**Required work:**
In the records below, reproduce exactly the lines from the one containing "Write a component" through the one containing "import React from", both included, and omit the pictures.

BEGIN Available records

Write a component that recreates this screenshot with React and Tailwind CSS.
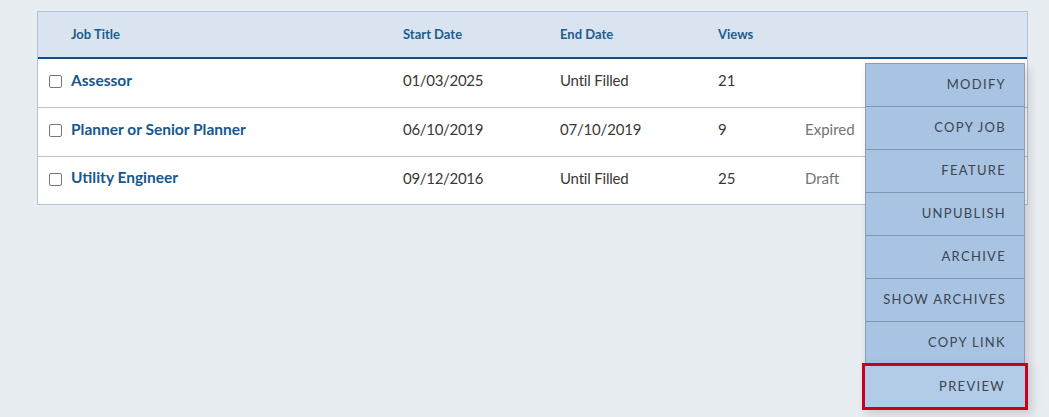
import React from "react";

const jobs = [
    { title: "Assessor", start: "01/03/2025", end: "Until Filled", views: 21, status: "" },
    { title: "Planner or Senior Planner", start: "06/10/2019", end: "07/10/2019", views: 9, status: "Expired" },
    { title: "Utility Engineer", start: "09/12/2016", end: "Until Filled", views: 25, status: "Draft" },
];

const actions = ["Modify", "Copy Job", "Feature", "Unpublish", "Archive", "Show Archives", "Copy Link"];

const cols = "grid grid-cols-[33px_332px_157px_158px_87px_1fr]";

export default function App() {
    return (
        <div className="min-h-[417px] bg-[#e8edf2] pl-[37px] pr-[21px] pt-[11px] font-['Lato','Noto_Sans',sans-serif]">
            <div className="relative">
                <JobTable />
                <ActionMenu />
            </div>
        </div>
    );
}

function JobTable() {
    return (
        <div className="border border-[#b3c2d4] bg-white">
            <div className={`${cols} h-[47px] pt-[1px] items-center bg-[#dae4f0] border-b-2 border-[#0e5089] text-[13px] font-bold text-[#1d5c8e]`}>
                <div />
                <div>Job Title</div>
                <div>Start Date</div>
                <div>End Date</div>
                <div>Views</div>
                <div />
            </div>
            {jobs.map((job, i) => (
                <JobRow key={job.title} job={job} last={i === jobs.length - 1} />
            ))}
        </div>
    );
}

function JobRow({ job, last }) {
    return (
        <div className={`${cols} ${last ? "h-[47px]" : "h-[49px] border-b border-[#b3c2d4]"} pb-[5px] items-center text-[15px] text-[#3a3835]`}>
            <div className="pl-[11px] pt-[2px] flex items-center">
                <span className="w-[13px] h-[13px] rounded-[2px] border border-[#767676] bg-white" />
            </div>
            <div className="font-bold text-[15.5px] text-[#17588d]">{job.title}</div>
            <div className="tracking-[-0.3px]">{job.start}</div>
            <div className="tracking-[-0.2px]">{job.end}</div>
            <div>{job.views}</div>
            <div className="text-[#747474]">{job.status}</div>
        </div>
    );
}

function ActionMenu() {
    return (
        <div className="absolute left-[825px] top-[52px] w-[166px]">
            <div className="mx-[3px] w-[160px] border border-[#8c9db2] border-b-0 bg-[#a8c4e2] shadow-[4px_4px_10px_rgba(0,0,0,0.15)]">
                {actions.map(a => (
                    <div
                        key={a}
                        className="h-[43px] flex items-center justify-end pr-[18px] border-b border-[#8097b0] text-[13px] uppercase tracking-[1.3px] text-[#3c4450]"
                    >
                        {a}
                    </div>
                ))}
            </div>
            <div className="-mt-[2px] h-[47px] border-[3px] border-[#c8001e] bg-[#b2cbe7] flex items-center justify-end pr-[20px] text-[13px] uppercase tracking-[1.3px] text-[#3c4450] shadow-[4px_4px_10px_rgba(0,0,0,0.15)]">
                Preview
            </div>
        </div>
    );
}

END Available records
BEGIN Available records

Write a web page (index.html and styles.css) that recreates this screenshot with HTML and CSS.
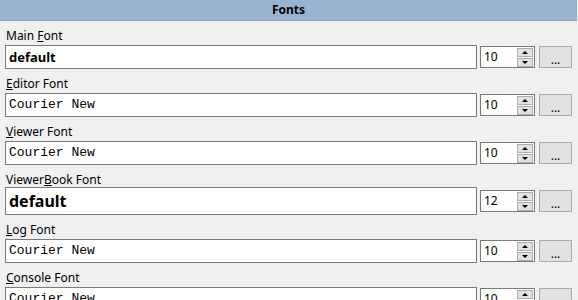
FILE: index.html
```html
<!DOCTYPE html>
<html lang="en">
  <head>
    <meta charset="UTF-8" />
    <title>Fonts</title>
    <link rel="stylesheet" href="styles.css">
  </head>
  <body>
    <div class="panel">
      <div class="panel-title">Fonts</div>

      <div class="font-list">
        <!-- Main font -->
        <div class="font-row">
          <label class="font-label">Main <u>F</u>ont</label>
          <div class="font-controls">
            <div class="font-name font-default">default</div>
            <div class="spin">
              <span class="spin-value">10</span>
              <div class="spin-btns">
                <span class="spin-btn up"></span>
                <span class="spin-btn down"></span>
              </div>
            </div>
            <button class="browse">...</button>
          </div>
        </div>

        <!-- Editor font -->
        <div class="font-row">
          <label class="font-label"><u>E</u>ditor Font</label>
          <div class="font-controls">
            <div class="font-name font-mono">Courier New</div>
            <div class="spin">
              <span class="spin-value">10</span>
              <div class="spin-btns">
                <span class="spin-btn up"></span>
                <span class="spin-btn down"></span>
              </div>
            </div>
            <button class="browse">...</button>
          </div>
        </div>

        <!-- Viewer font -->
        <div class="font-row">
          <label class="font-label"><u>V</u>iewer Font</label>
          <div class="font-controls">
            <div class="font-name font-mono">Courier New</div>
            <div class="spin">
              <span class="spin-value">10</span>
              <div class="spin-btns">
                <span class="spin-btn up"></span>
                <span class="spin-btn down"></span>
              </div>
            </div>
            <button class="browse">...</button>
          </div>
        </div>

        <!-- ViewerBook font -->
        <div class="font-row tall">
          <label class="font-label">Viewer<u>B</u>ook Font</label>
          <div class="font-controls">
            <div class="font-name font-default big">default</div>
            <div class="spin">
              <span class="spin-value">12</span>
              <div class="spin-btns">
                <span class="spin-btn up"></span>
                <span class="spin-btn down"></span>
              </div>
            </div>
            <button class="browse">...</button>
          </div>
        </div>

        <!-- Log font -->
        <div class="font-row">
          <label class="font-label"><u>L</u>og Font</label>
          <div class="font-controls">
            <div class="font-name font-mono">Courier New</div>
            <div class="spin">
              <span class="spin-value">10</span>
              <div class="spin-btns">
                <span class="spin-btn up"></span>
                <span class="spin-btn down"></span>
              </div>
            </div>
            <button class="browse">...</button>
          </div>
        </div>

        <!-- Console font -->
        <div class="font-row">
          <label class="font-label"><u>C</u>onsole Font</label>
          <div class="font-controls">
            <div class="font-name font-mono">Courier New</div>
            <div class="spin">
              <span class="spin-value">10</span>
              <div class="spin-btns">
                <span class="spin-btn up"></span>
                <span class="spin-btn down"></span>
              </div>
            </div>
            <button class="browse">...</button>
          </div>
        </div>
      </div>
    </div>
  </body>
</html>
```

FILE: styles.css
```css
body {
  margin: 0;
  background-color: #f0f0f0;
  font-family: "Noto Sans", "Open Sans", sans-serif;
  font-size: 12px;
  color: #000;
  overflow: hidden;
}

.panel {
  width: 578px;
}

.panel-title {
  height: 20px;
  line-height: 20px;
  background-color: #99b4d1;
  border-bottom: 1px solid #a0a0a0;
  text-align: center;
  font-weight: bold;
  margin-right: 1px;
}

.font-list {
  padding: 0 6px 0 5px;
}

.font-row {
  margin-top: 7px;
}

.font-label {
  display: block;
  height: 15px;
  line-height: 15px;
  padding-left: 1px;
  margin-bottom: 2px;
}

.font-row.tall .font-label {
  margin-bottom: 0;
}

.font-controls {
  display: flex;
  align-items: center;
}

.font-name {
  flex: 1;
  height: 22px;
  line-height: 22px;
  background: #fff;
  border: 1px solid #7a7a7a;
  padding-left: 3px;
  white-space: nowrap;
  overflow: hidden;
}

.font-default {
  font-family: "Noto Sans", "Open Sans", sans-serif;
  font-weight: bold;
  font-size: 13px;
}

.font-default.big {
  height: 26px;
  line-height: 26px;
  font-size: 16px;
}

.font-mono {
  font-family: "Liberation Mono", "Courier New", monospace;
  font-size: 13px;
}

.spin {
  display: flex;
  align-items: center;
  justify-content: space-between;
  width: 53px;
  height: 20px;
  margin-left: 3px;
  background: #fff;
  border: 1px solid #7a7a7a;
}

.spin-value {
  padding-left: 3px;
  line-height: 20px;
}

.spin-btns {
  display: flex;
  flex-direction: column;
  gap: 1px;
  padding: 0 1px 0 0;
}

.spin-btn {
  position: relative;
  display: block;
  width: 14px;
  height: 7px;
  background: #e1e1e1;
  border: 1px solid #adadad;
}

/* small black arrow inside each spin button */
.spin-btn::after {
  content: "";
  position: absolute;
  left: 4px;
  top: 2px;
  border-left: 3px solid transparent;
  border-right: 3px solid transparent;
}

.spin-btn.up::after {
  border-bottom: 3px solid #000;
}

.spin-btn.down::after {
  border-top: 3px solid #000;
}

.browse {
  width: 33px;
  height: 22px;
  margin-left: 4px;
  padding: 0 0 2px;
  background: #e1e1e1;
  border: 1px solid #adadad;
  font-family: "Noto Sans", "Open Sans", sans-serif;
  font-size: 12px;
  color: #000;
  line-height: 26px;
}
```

END Available records

**Exercise output:**
Write a component that recreates this screenshot with React and Tailwind CSS.
import React from "react";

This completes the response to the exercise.